Chroniques

par jérémie szpirglas

L’enfant et les sortilèges, opéra de Maurice Ravel
Trouble in Tahiti | Pépin à Tahiti, comédie musicale de Leonard Bernstein

Opéra national de Lorraine, Nancy
- 26 mars 2010
© opéra national de nancy

L’enfant et les sortilèges pose problème. Trop court. C’est un chef-d’œuvre absolu, mais trois-quarts d’heure, même trois-quarts d’heure de pure magie, laissent sur sa faim. D’où l’idée de lui associer un autre ouvrage. À Nancy, on a opté pour une comédie musicale méconnue de Leonard Bernstein. Composé en 1953, durant lui aussi quarante minutes, Trouble in Tahiti est un mélodrame qui décrit l’envers du rêve américain (l’homme trop préoccupé par sa propre personne, ses réussites personnelles et sportives, ses amours adultères, pour accorder la moindre attention à sa famille ; la femme, en analyse, qui sans avoir abandonné le combat désespère discrètement, en solitaire ; l’enfant, silencieux, qui subit en regardant la télé) – Bernstein remettant pour l’occasion le chœur antique au goût du jour, au moyen d’un trio de chanteurs qui semble tout droit sorti d’une publicité radiophonique. Malgré quelques jolis moments – que l’on doit surtout à la Dinah d’Aurore Ugolin et qui annoncent en germe les plus beaux passages de West Side Story (on entend le lointain Somewhere dans le récit de rêve qu’elle fait à son psychiatre) –, l’ouvrage est imparfait, déséquilibré, manquant de rythme et, somme toute, d’intérêt.

La passerelle avec le chef-d’œuvre de Ravel reste assez bien trouvée par l’astucieux metteur en scène (et chanteur) Benoît Bénichou : l’Enfant de Colette et Ravel n’est autre que le Junior du couple bernsteinien. Avec une petite réserve : les sentiments de la mère pour son enfant ne sont pas tout à fait les mêmes d’un ouvrage à l’autre. Mais qu’importe, le lien est fait, et Bénichou donne également une cohérence à la soirée grâce aux décors. Maquette de banlieue états-unienne dans la première partie, ils deviennent dans la seconde des jouets que l’on peut casser et éclater sur le plateau. L’échiquier lumineux tracé au sol, théâtre des disputes et jeux de rôles du couple de Trouble in Tahiti, se décline ainsi autour de l’Enfant en un jeu de lumières quasi psychédéliques, tour à tour oniriques, agressives, voire effrayantes, pour finir sur un ton tendre et chaleureux. Usant avec intelligence autant de cette scénographie lumineuse que des costumes et accessoires, cette interprétation des diverses scènes de sortilège recèle suffisamment de poésie, de fantaisie et d’érotisme pour plaire aux petits comme aux grands.
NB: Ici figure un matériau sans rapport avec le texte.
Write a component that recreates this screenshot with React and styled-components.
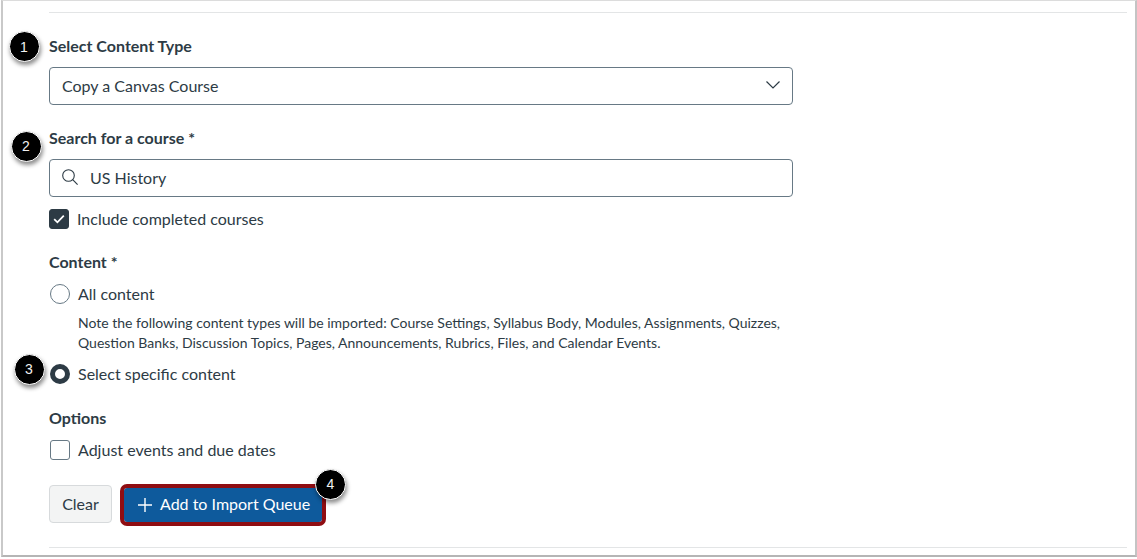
import styled, { createGlobalStyle } from "styled-components";

const Global = createGlobalStyle`
  html, body { margin: 0; padding: 0; background: #fff; }
  body { font-family: Lato, "Liberation Sans", sans-serif; color: #2d3b45; }
`;

const Frame = styled.div`
  position: relative;
  box-sizing: border-box;
  width: 1136px;
  height: 557px;
  margin-left: 1px;
  background: #fff;
  border: 1px solid #dcdcdc;
  border-left: 2px solid #c9c9c9;
  border-right: 2px solid #c4c4c4;
  border-bottom: 2px solid #b5b5b5;
  padding: 11px 8px 0 46px;
  display: flex;
  flex-direction: column;
`;

const Rule = styled.hr`
  margin: ${(p) => p.$top || 0}px 0 0;
  border: 0;
  height: 1px;
  background: #e3e5e6;
`;

const Label = styled.div`
  font-size: 16px;
  line-height: 20px;
  font-weight: 700;
  margin-top: ${(p) => p.$top}px;
`;

const Field = styled.div`
  box-sizing: border-box;
  width: 744px;
  height: 38px;
  margin-top: 11px;
  border: 1px solid #677985;
  border-radius: 4px;
  display: flex;
  align-items: center;
  justify-content: space-between;
  padding: 0 12px 2px;
  font-size: 16px;
  color: #2d3b45;
`;

const SearchText = styled.span`
  display: flex;
  align-items: center;
  gap: 12px;
`;

const Row = styled.div`
  display: flex;
  align-items: center;
  height: 20px;
  gap: 8px;
  margin-top: ${(p) => p.$top}px;
  font-size: 16px;
`;

const RowText = styled.span`
  padding-bottom: 2px;
`;

const Box = styled.span`
  box-sizing: border-box;
  width: 20px;
  height: 20px;
  margin-left: ${(p) => (p.$checked ? 0 : 1)}px;
  border-radius: 3px;
  border: 1px solid ${(p) => (p.$checked ? "#2d3b45" : "#677985")};
  background: ${(p) => (p.$checked ? "#2d3b45" : "#fff")};
  display: flex;
  align-items: center;
  justify-content: center;
  flex: none;
`;

const Radio = styled.span`
  box-sizing: border-box;
  width: 20px;
  height: 20px;
  border-radius: 50%;
  flex: none;
  background: #fff;
  border: ${(p) => (p.$checked ? "5px solid #2d3b45" : "1px solid #677985")};
  margin-left: 1px;
`;

const Note = styled.p`
  margin: 9px 0 0 29px;
  width: 730px;
  font-size: 14px;
  line-height: 20px;
`;

const Buttons = styled.div`
  display: flex;
  align-items: center;
  gap: 12px;
  height: 38px;
  margin-top: 25px;
`;

const ClearButton = styled.button`
  box-sizing: border-box;
  height: 38px;
  width: 63px;
  padding: 0 0 2px;
  border: 1px solid #d7dadc;
  border-radius: 4px;
  background: #f3f4f4;
  color: #2d3b45;
  font: 16px Lato, sans-serif;
`;

const AddButton = styled.button`
  box-sizing: border-box;
  height: 34px;
  width: 198px;
  margin-top: 2px;
  padding: 0 0 4px 14px;
  border: 0;
  border-radius: 3px;
  background: #0e5a9c;
  color: #fff;
  font: 16px Lato, sans-serif;
  display: flex;
  align-items: center;
  gap: 8px;
  outline: 4px solid #8f0d12;
  outline-offset: 0;
  svg {
    margin-top: 3px;
  }
`;

const Badge = styled.span`
  position: absolute;
  left: ${(p) => p.$x - 18.5}px;
  top: ${(p) => p.$y - 16.5}px;
  box-sizing: border-box;
  width: 31px;
  height: 31px;
  border-radius: 50%;
  background: #000;
  border: 1px solid #fff;
  box-shadow: 1px 3px 4px rgba(0, 0, 0, 0.45);
  color: #f2f2f2;
  font: 14px "Liberation Sans", sans-serif;
  display: flex;
  align-items: center;
  justify-content: center;
`;

export default function App() {
  return (
    <>
      <Global />
      <Frame>
        <Rule />
        <Label $top={23}>Select Content Type</Label>
        <Field>
          Copy a Canvas Course
          <svg width="14" height="8" viewBox="0 0 14 8">
            <path d="M.5.5 7 7 13.5.5" fill="none" stroke="#2d3b45" strokeWidth="1.2" />
          </svg>
        </Field>
        <Label $top={23}>Search for a course *</Label>
        <Field>
          <SearchText>
            <svg width="16" height="16" viewBox="0 0 16 16">
              <circle cx="6.5" cy="6.5" r="5.8" fill="none" stroke="#2d3b45" strokeWidth="1.1" />
              <path d="M10.7 10.7 15.6 15.6" stroke="#2d3b45" strokeWidth="1.2" />
            </svg>
            US History
          </SearchText>
        </Field>
        <Row $top={12}>
          <Box $checked>
            <svg width="12" height="10" viewBox="0 0 12 10">
              <path d="M1.2 5.2 4.4 8.3 10.8 1.6" fill="none" stroke="#fff" strokeWidth="1.8" />
            </svg>
          </Box>
          <RowText>Include completed courses</RowText>
        </Row>
        <Label $top={23}>Content *</Label>
        <Row $top={12}>
          <Radio />
          <RowText>All content</RowText>
        </Row>
        <Note>
          Note the following content types will be imported: Course Settings, Syllabus Body, Modules, Assignments, Quizzes,
          Question Banks, Discussion Topics, Pages, Announcements, Rubrics, Files, and Calendar Events.
        </Note>
        <Row $top={11}>
          <Radio $checked />
          <RowText>Select specific content</RowText>
        </Row>
        <Label $top={24}>Options</Label>
        <Row $top={12}>
          <Box />
          <RowText>Adjust events and due dates</RowText>
        </Row>
        <Buttons>
          <ClearButton>Clear</ClearButton>
          <AddButton>
            <svg width="14" height="14" viewBox="0 0 14 14">
              <path d="M7 0v14M0 7h14" stroke="#fff" strokeWidth="1.4" />
            </svg>
            Add to Import Queue
          </AddButton>
        </Buttons>
        <Rule $top={24} />
        <Badge $x={24} $y={46.5}>1</Badge>
        <Badge $x={26} $y={146}>2</Badge>
        <Badge $x={29} $y={369}>3</Badge>
        <Badge $x={330.5} $y={484}>4</Badge>
      </Frame>
    </>
  );
}
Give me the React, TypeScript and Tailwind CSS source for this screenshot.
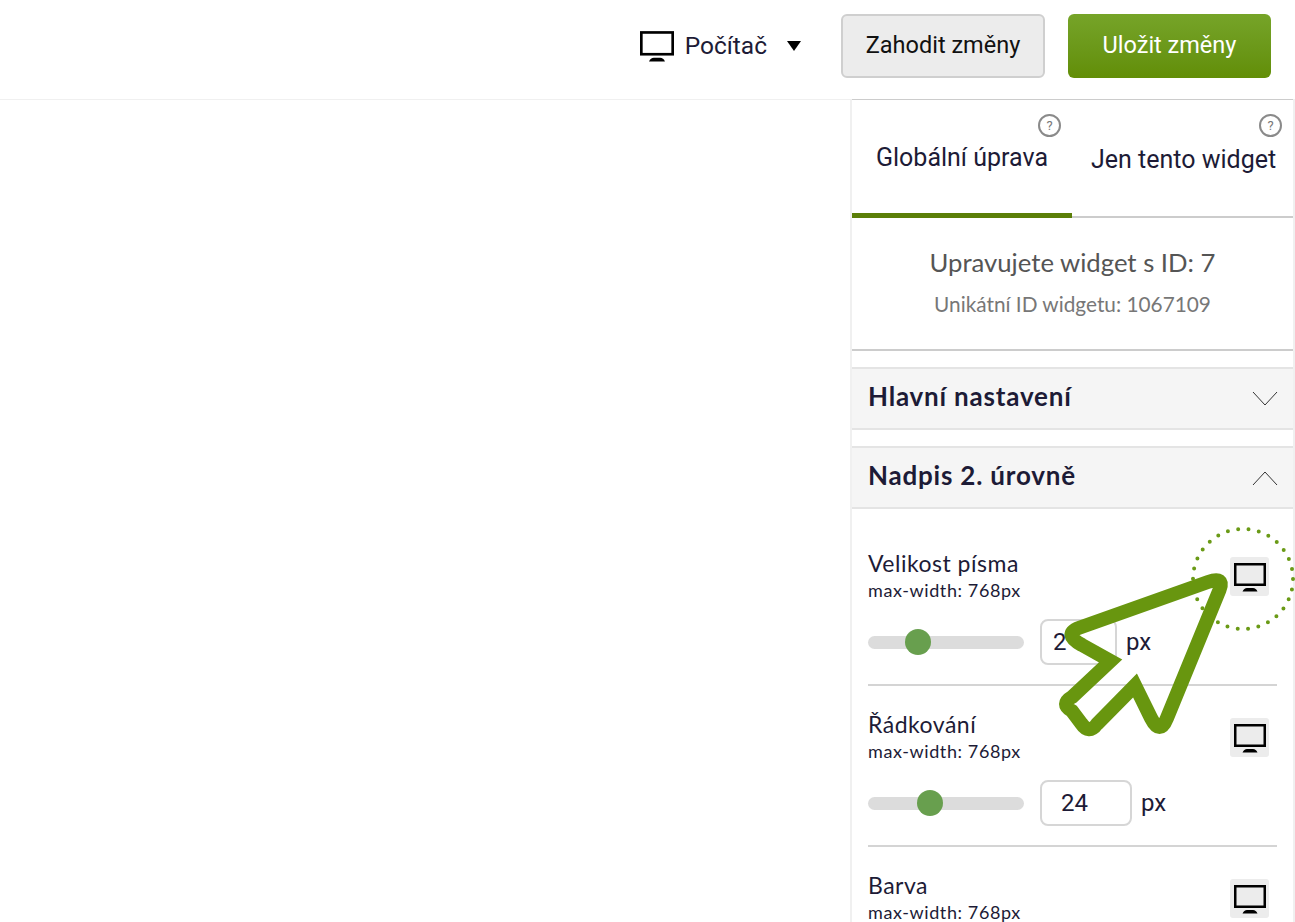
import React from 'react';

const Monitor: React.FC<{ size?: number }> = ({ size = 32 }) => (
  <svg width={size} height={size} viewBox="0 0 32 32">
    <rect x="1.25" y="3.25" width="29.5" height="20.5" fill="none" stroke="#000" strokeWidth="2.5" />
    <path d="M8.5 30.5 Q10 27 13 27 H19 Q22 27 23.5 30.5 Z" fill="#000" />
  </svg>
);

const Help: React.FC = () => (
  <span className="absolute top-[14px] right-[11px] flex h-[23px] w-[23px] items-center justify-center rounded-full border-2 border-[#8a8a8a] text-[13px] leading-none text-[#777] font-['Roboto',sans-serif]">
    ?
  </span>
);

const Chevron: React.FC<{ up?: boolean }> = ({ up }) => (
  <svg width="26" height="16" viewBox="0 0 26 16" fill="none" stroke="#333" strokeWidth="1">
    <path d={up ? 'M1 15 L13 2 L25 15' : 'M1 1 L13 14 L25 1'} />
  </svg>
);

const AccordionHead: React.FC<{ title: string; up?: boolean }> = ({ title, up }) => (
  <div className="flex h-[63px] items-center justify-between border-y-2 border-[#e4e4e4] bg-[#f5f5f5] pl-[16px] pr-[15px]">
    <span className="-mt-[4px] text-[26px] font-bold tracking-[0.8px] text-[#1d1b36]">{title}</span>
    <Chevron up={up} />
  </div>
);

const Setting: React.FC<{ label: string; value?: string; percent?: number; inputClass?: string }> = ({
  label,
  value,
  percent,
  inputClass,
}) => (
  <div className="px-[16px]">
    <div className="flex items-start justify-between pr-[8px]">
      <div>
        <div className="text-[23px] leading-[30px] tracking-[0.5px] text-[#1d1b36]">{label}</div>
        <div className="mt-[1px] text-[18px] leading-[22px] tracking-[0.6px] text-[#1d1b36]">max-width: 768px</div>
      </div>
      <div className="mt-[9px] flex h-[39px] w-[39px] items-center justify-center rounded-[3px] bg-[#ececec]">
        <Monitor />
      </div>
    </div>
    {value && (
      <div className="mt-[18px] flex items-center">
        <div className="relative h-[13px] w-[156px] rounded-full bg-[#dcdcdc]">
          <div
            className="absolute top-1/2 h-[26px] w-[26px] -translate-x-1/2 -translate-y-1/2 rounded-full bg-[#689f4e]"
            style={{ left: `${percent}%` }}
          />
        </div>
        <div
          className={`ml-[16px] flex h-[46px] items-center rounded-[8px] border-2 border-[#d6d6d6] text-[24px] text-[#1d1b36] font-['Roboto',sans-serif] ${inputClass}`}
        >
          {value}
        </div>
        <span className="ml-[9px] text-[24px] text-[#1d1b36] font-['Roboto',sans-serif]">px</span>
      </div>
    )}
  </div>
);

export default function App() {
  return (
    <div className="relative h-[922px] w-[1295px] overflow-hidden bg-white font-['Lato','Noto_Sans',sans-serif]">
      <header className="flex h-[100px] items-center justify-end border-b border-[#f0f0f0] pr-[24px] pb-[7px] font-['Roboto',sans-serif]">
        <div className="flex items-center">
          <Monitor size={34} />
          <span className="ml-[11px] text-[24.5px] text-[#1d1b36]">Počítač</span>
          <span className="ml-[20px] h-0 w-0 border-x-[7.5px] border-t-[10px] border-x-transparent border-t-black" />
        </div>
        <button className="ml-[40px] h-[64px] w-[204px] rounded-[6px] border-2 border-[#cfcfcf] bg-[#ececec] text-[23.5px] text-[#111]">
          Zahodit změny
        </button>
        <button className="ml-[23px] h-[64px] w-[203px] rounded-[6px] bg-gradient-to-b from-[#76a428] to-[#628e06] text-[23.5px] text-white">
          Uložit změny
        </button>
      </header>

      <div className="absolute top-[100px] right-0 bottom-0 w-[445px] border-x-2 border-[#f0f0f0]">
        <div className="-mt-px flex h-[119px] border-y border-b-2 border-[#ccc] font-['Roboto',sans-serif] text-[25px] text-[#1d1b36]">
          <div className="relative -mb-[2px] w-[220px] border-b-[5px] border-[#5b7f08] pt-[39px] text-center whitespace-nowrap">
            Globální úprava
            <Help />
          </div>
          <div className="relative w-[221px] pt-[41px] pl-[19px] whitespace-nowrap">
            Jen tento widget
            <Help />
          </div>
        </div>

        <div className="flex h-[133px] flex-col items-center border-b-2 border-[#ccc] pt-[27px]">
          <div className="text-[25.7px] leading-[34px] text-[#555]">Upravujete widget s ID: 7</div>
          <div className="mt-[11px] text-[20.8px] leading-[27px] text-[#777]">Unikátní ID widgetu: 1067109</div>
        </div>

        <div className="mt-[16px]">
          <AccordionHead title="Hlavní nastavení" />
        </div>
        <div className="mt-[16px]">
          <AccordionHead title="Nadpis 2. úrovně" up />
        </div>

        <div className="pt-[39px]">
          <Setting label="Velikost písma" value="2" percent={32} inputClass="w-[77px] pl-[11px]" />
          <div className="mx-[16px] mt-[19px] mb-[23px] h-[2px] bg-[#d4d4d4]" />
          <Setting label="Řádkování" value="24" percent={40} inputClass="w-[92px] pl-[19px]" />
          <div className="mx-[16px] mt-[19px] mb-[23px] h-[2px] bg-[#d4d4d4]" />
          <Setting label="Barva" />
        </div>
      </div>

      {/* dotted highlight and the big arrow lie over the panel */}
      <svg className="pointer-events-none absolute left-0 top-0" width="1295" height="922" fill="none">
        <circle cx="1243" cy="579" r="50" stroke="#6a9a16" strokeWidth="4" strokeLinecap="round" strokeDasharray="0 10.47" />
        <path
          d="M1082 645 Q1062 634 1080 627.5 L1208 582 Q1225 576 1219.5 590 L1167 718 Q1160 736 1151 718 L1135 685.5 L1097 724 Q1089 735 1081 723 L1072 711 Q1060 704 1072 697 L1110.5 661 Z"
          stroke="#68960f"
          strokeWidth="14"
          strokeLinejoin="miter"
          strokeMiterlimit="6"
        />
      </svg>
    </div>
  );
}
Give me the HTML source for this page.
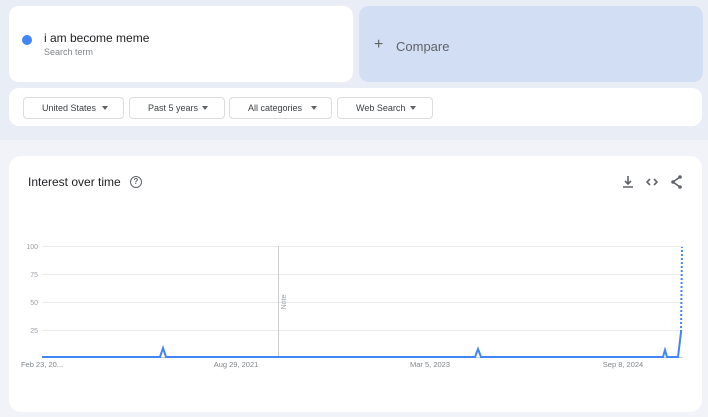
<!DOCTYPE html>
<html><head><style>
body{margin:0;width:708px;height:417px;background:#e9edf6;font-family:"Liberation Sans",sans-serif;position:relative;overflow:hidden}
.card{position:absolute;background:#fff;border-radius:10px}
.chip{position:absolute;top:97px;border:1px solid #dadce0;border-radius:4px;font-size:9px;color:#3c4043;line-height:20px;box-sizing:border-box;height:22px}
.chip span{position:absolute;top:0}
.tri{position:absolute;top:8px;width:0;height:0;border-left:3.5px solid transparent;border-right:3.5px solid transparent;border-top:4px solid #5f6368}
</style></head><body>
<div class="card" style="left:9px;top:6px;width:344px;height:76px"></div>
<div style="position:absolute;left:22px;top:35px;width:10px;height:10px;border-radius:50%;background:#4285f4"></div>
<div style="position:absolute;left:44px;top:31px;font-size:12px;color:#202124">i am become meme</div>
<div style="position:absolute;left:44px;top:47px;font-size:9px;color:#80868b">Search term</div>
<div class="card" style="left:359px;top:6px;width:344px;height:76px;background:#d2def3"></div>
<div style="position:absolute;left:374px;top:36px;font-size:16px;color:#5f6368">+</div>
<div style="position:absolute;left:396px;top:39px;font-size:13px;color:#5f6368">Compare</div>
<div class="card" style="left:9px;top:88px;width:693px;height:38px"></div>
<div class="chip" style="left:23px;width:101px"><span style="left:18px">United States</span><div class="tri" style="left:78px"></div></div>
<div class="chip" style="left:129px;width:96px"><span style="left:18px">Past 5 years</span><div class="tri" style="left:72px"></div></div>
<div class="chip" style="left:229px;width:103px"><span style="left:18px">All categories</span><div class="tri" style="left:81px"></div></div>
<div class="chip" style="left:337px;width:96px"><span style="left:18px">Web Search</span><div class="tri" style="left:72px"></div></div>
<div style="position:absolute;left:0;top:140px;width:708px;height:277px;background:#f1f3f9"></div>
<div class="card" style="left:9px;top:156px;width:693px;height:256px;border-radius:12px"></div>
<div style="position:absolute;left:28px;top:175px;font-size:12px;color:#202124">Interest over time</div>
<div style="position:absolute;left:130px;top:176px;width:10px;height:10px;border:1.3px solid #5f6368;border-radius:50%;font-size:8px;line-height:10px;text-align:center;color:#5f6368;font-weight:bold">?</div>
<svg style="position:absolute;left:0;top:0" width="708" height="417">
<g stroke="#5f6368" stroke-width="1.6" fill="none">
<path d="M628 176v8M625 181l3 3 3-3M623 187h10"/>
<path d="M650 179l-3 3 3 3M654 179l3 3-3 3"/>
<path d="M680 177l-7 5 7 5"/>
</g>
<g fill="#5f6368"><circle cx="680" cy="177" r="1.8"/><circle cx="673" cy="182" r="1.8"/><circle cx="680" cy="187" r="1.8"/></g>
<g stroke="#ebebeb" stroke-width="1"><path d="M42 246.5h641M42 274.5h641M42 302.5h641M42 330.5h641"/></g>
<path d="M278.5 246v112" stroke="#ccc"/>
<path d="M42 357.5h641" stroke="#ccc"/>
<g font-size="7" fill="#9aa0a6" text-anchor="end"><text x="38" y="249">100</text><text x="38" y="277">75</text><text x="38" y="305">50</text><text x="38" y="333">25</text></g>
<text transform="translate(286,302) rotate(-90)" font-size="7" fill="#9aa0a6" text-anchor="middle">Note</text>
<g font-size="7.5" fill="#80868b" text-anchor="middle"><text x="42" y="367">Feb 23, 20...</text><text x="236" y="367">Aug 29, 2021</text><text x="430" y="367">Mar 5, 2023</text><text x="623" y="367">Sep 8, 2024</text></g>
<path d="M42 357H160L163 348L166 357H475L478 349L481 357H663L665 350L667 357H678L681 332" stroke="#4285f4" stroke-width="2" fill="none"/>
<path d="M681 332L682 247" stroke="#4285f4" stroke-width="2" stroke-dasharray="2 2" fill="none"/>
</svg>
</body></html>
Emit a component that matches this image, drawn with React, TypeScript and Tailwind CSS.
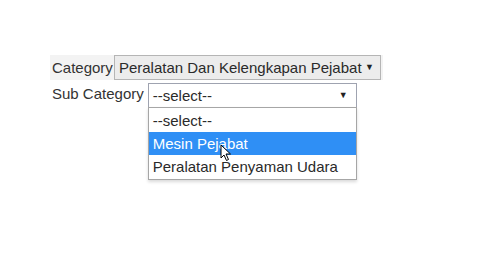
import React from "react";

const subOptions = ["--select--", "Mesin Pejabat", "Peralatan Penyaman Udara"];

function Arrow() {
  return <span className="text-[9px] leading-none text-[#222]">▼</span>;
}

export default function App() {
  return (
    <div
      className="relative w-[480px] h-[270px] bg-white overflow-hidden pt-[55px] pl-[50px] text-[15px] text-[#333]"
      style={{ fontFamily: '"Liberation Sans", Arial, sans-serif' }}
    >
      <div className="flex flex-col gap-[3px] w-[333px]">
        {/* category row */}
        <div className="flex items-center h-[25px] bg-[#f3f3f3]">
          <span className="pl-[2px] pr-[1px] leading-none">Category</span>
          <div className="flex items-center justify-between h-[25px] w-[267px] border border-[#b5b5b5] bg-[#ececec] pl-[4px] pr-[6px]">
            <span className="leading-none text-[#2a2a2a]">Peralatan Dan Kelengkapan Pejabat</span>
            <Arrow />
          </div>
        </div>

        {/* sub category row */}
        <div className="flex items-start">
          <span className="pl-[2px] pr-[4px] leading-[22px]">Sub Category</span>
          <div className="relative w-[209px]">
            <div className="flex items-center justify-between h-[25px] border border-[#9fa3b0] bg-white pl-[4px] pr-[8px]">
              <span className="leading-none text-[#2a2a2a]">--select--</span>
              <Arrow />
            </div>
            <div className="absolute left-0 top-[24px] w-[209px] border border-[#a6a6a6] bg-white shadow-[0_2px_3px_rgba(0,0,0,0.15)] py-[1px]">
              {subOptions.map((o, i) => (
                <div
                  key={o}
                  className={`h-[23px] flex items-center pl-[4px] leading-none ${
                    i === 1 ? "bg-[#2f8ff5] text-white" : "text-[#2a2a2a]"
                  }`}
                >
                  {o}
                </div>
              ))}
            </div>
          </div>
        </div>
      </div>

      {/* mouse cursor */}
      <svg className="absolute left-[220px] top-[144px]" width="12" height="18" viewBox="0 0 12 18">
        <path d="M1 1 L1 14 L4 11 L6.5 16.5 L8.5 15.5 L6 10 L10.5 10 Z" fill="white" stroke="black" strokeWidth="1" strokeLinejoin="round" />
      </svg>
    </div>
  );
}
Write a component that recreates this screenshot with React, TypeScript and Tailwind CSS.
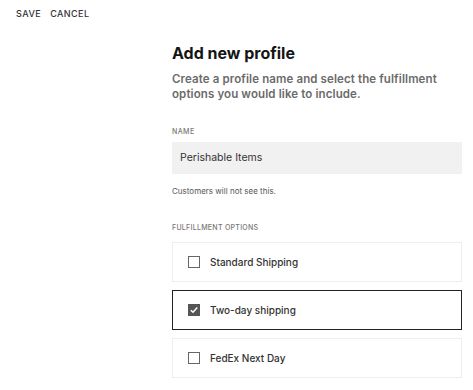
import React from "react";

function Check({ checked }: { checked?: boolean }) {
  return checked ? (
    <div className="w-[12px] h-[12px] bg-[#555] flex items-center justify-center">
      <svg width="10" height="10" viewBox="0 0 10 10">
        <path d="M1.8 5.2 L4 7.3 L8.3 2.6" fill="none" stroke="#fff" strokeWidth="1.5" />
      </svg>
    </div>
  ) : (
    <div className="w-[12px] h-[12px] border border-[#666] bg-white" />
  );
}

function Option({ label, checked }: { label: string; checked?: boolean }) {
  return (
    <div
      className={
        "h-[40px] flex items-center pl-[15px] gap-[10px] " +
        (checked ? "border border-[#222]" : "border border-[#eeeeee]")
      }
    >
      <Check checked={checked} />
      <span className="text-[10px] font-medium text-[#333] leading-none">{label}</span>
    </div>
  );
}

export default function App() {
  return (
    <div className="w-[473px] h-[390px] bg-white font-['Inter',sans-serif] overflow-hidden">
      <div className="flex gap-[9px] pl-[16px] pt-[9px] text-[9px] font-medium tracking-[0.05em] text-[#333] leading-[10px]">
        <span>SAVE</span>
        <span>CANCEL</span>
      </div>
      <div className="ml-[172px] w-[290px]">
        <h1 className="mt-[24px] text-[16px] font-bold leading-[20px] text-[#151515]">Add new profile</h1>
        <p className="mt-[9px] text-[11.5px] font-semibold leading-[15px] text-[#6b6b6b] tracking-[0.01em]">
          Create a profile name and select the fulfillment
          <br />
          options you would like to include.
        </p>
        <div className="mt-[25px] text-[7px] font-medium tracking-[0.06em] text-[#777] leading-[10px]">NAME</div>
        <div className="mt-[5px] h-[32px] bg-[#f1f1f1] flex items-center pl-[8px] text-[10.5px] text-[#333]">
          Perishable Items
        </div>
        <div className="mt-[12px] text-[8px] text-[#555] leading-[10px]">Customers will not see this.</div>
        <div className="mt-[27px] text-[7px] font-medium tracking-[0.04em] text-[#777] leading-[10px]">
          FULFILLMENT OPTIONS
        </div>
        <div className="mt-[9px] flex flex-col gap-[8px]">
          <Option label="Standard Shipping" />
          <Option label="Two-day shipping" checked />
          <Option label="FedEx Next Day" />
        </div>
      </div>
    </div>
  );
}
L’Orchestre symphonique et lyrique de Nancy se moule dans la partition et ses couleurs savoureuses. Si certains solos (de bois notamment) s’essoufflent et s’efforcent, la direction droite et sans défaut de Jonathan Schiffman tire des musiciens un belle dynamique et de jolis contrastes. Un parfait écrin pour un plateau fort agréable, au sein duquel on retiendra Marc Mauillon (Horloge, Chat), François Piolino (Théière, Petit vieillard, Reinette), l’exquise Mélanie Boisvert (Princesse, Feu, Rossignol), Aurore Ugolin (qui prend à nouveau le rôle de la Mère, ainsi que celui de la Tasse chinoise), avec, bien sûr, une mention spéciale bien méritée pour le Chœur des enfants du CRR de Nancy.

Dans le rôle de l’Enfant, on retrouve Amaya Dominguez, jeune mezzo-soprano à suivre impérativement. Si on a pu l’entendre dans le répertoire baroque [lire notre chronique du 11 août 2009], on l’a plus d’une fois remarquée dans la mélodie française. Pleine d’aisance, sa voix sensuelle prend des inflexions raffinées. Dotée d’une présence magnétique, elle ne cherche pas la démonstration, mais la justesse, et la trouve. Maîtrisant à merveille sa voix pour en préserver la fraicheur en même temps que la naïveté, elle incarne un Enfant capricieux, excessivement rêveur. Elle réinjecte dans son chant son étonnement du monde, ce qui la laisse interdite de ce qu’elle observe. Dans son duo avec la Princesse, pour ne citer que celui-là, elle émeut par des phrasés hautement sensibles et une véhémence mêlée de sanglots, mais sans vibrato excessif. Ses confrontations avec l’arithmétique, le duo des chats et même les animaux du jardin, révèlent un talent de comédienne qui mérite le détour.